Essays and pop culture musings from a teacher/historian in New Jersey
Sunday, March 5, 2017
Baseball Stuff To Beat The Winter Blues
Pitchers and catchers have reported, the spring training fields of Arizona and Florida are once again bustling with the anticipation of a new season, and my copy of the new Baseball Prospectus has arrived in the mail. Last Saturday I was sick as a dog, but the sun was out and the thermometer hit 70 degrees. I got some needed fresh air sitting in a lawn chair out back, listening the Mets' spring training game on the radio. It was a taste of summer, and it felt wonderfully sublime. Since then the temperature has dropped. Today it was down in the teens, freezing cold under a hard, clear sky, the sunshine taunting me with its inability to give warmth. Summer feels far away, but I also know that baseball starts in earnest in four weeks. Here's some fun stuff to tie over my fellow seamheads.

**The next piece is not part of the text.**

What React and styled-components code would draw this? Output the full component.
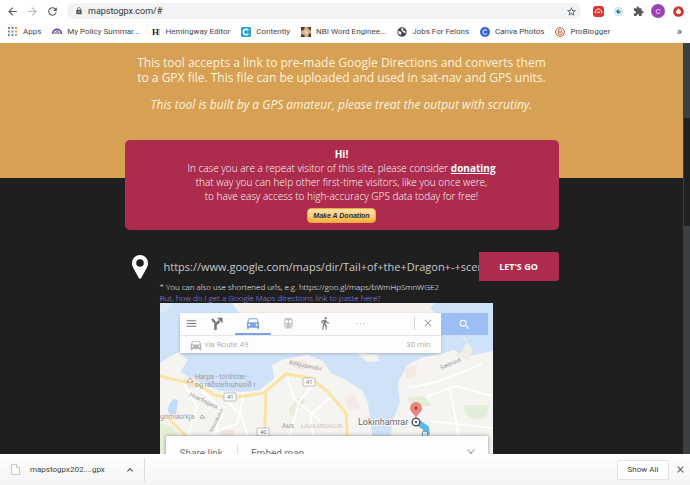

Sid Bream chugging home to win the 92 NLCS
The great Sully Baseball podcast has a new feature series on the teams from all the franchises that should have won the World Series. He was talking about the early 1990s Braves, and reminded me of this moment. It's one of the most amazing baseball moments I ever saw live on TV. The rather lumbering Bream chugs around third base, running with ridiculously swinging arms, like a cartoon character version of an old timey sprinter. Yet somehow he beats the throw of the mighty Barry Bonds off of a rather shallow single from Francisco Cabrera to beat the Pirates and put the Braves in the Series. The play at the plate is one of the most exciting things in sports, and a good riposte to those who think baseball is boring.
1986 Mets Song
After the Chicago Bears' "Superbowl Shuffle" in 1985 every sports team needed to make their own music video. Instead of the players doing a terrible rap, they hired a bunch of butt rockers to yarl out phrases like "We've got the team work/ to make the dream work." Oh yeah, there's Joe Piscopo, too. It's all a huge potpourri of 80s pop cultural garbage. So of course I love it. And hey, things turned out pretty well for the '86 Mets.
1970 Phillies Yearbook Cover
I love old baseball yearbooks, and have come dangerously close to spending too much money to acquire some of them. I love this one for the juxtaposition of what was supposed to be the ultra-modern Veterans Stadium with the ol' knothole. I always love stuff that touts something as the future (in this case, multipurpose stadiums) that now looks like a hopeless relic of the past. It's a reminder not to be seduced by novelty in our own time.
1960 Topps Wally Moon
Thanks to my friend Brian, I own this beautiful card. Proof that manscaping wasn't a thing back in 1960.
Dick Allen, 1972
Great baseball photo, or greatest baseball photo? Dick belongs in the damn Hall of Fame.
Billy Martin Throwing Dirt
Another thing I love about baseball is manager ejections. Few other sports have arguments between officials and coaches as often and colorfully as in baseball. Today's managers are pretty tame compared to the likes of Dick Williams, Earl Weaver, and yes, Billy Martin. Martin was by all accounts a terrible human being, but he was perhaps the last great practitioner of baseball as warfare, a style shared by such disparate players as Ty Cobb, Don Drysdale, and Jackie Robinson. I remember seeing this as a kid and being amused that Martin was unable to kick dirt on the umpire because it was too wet, so he just bends down and picks up a handful and throws it on him. I also have fond memories of seeing Cookie Rojas get ejected by three umps at one.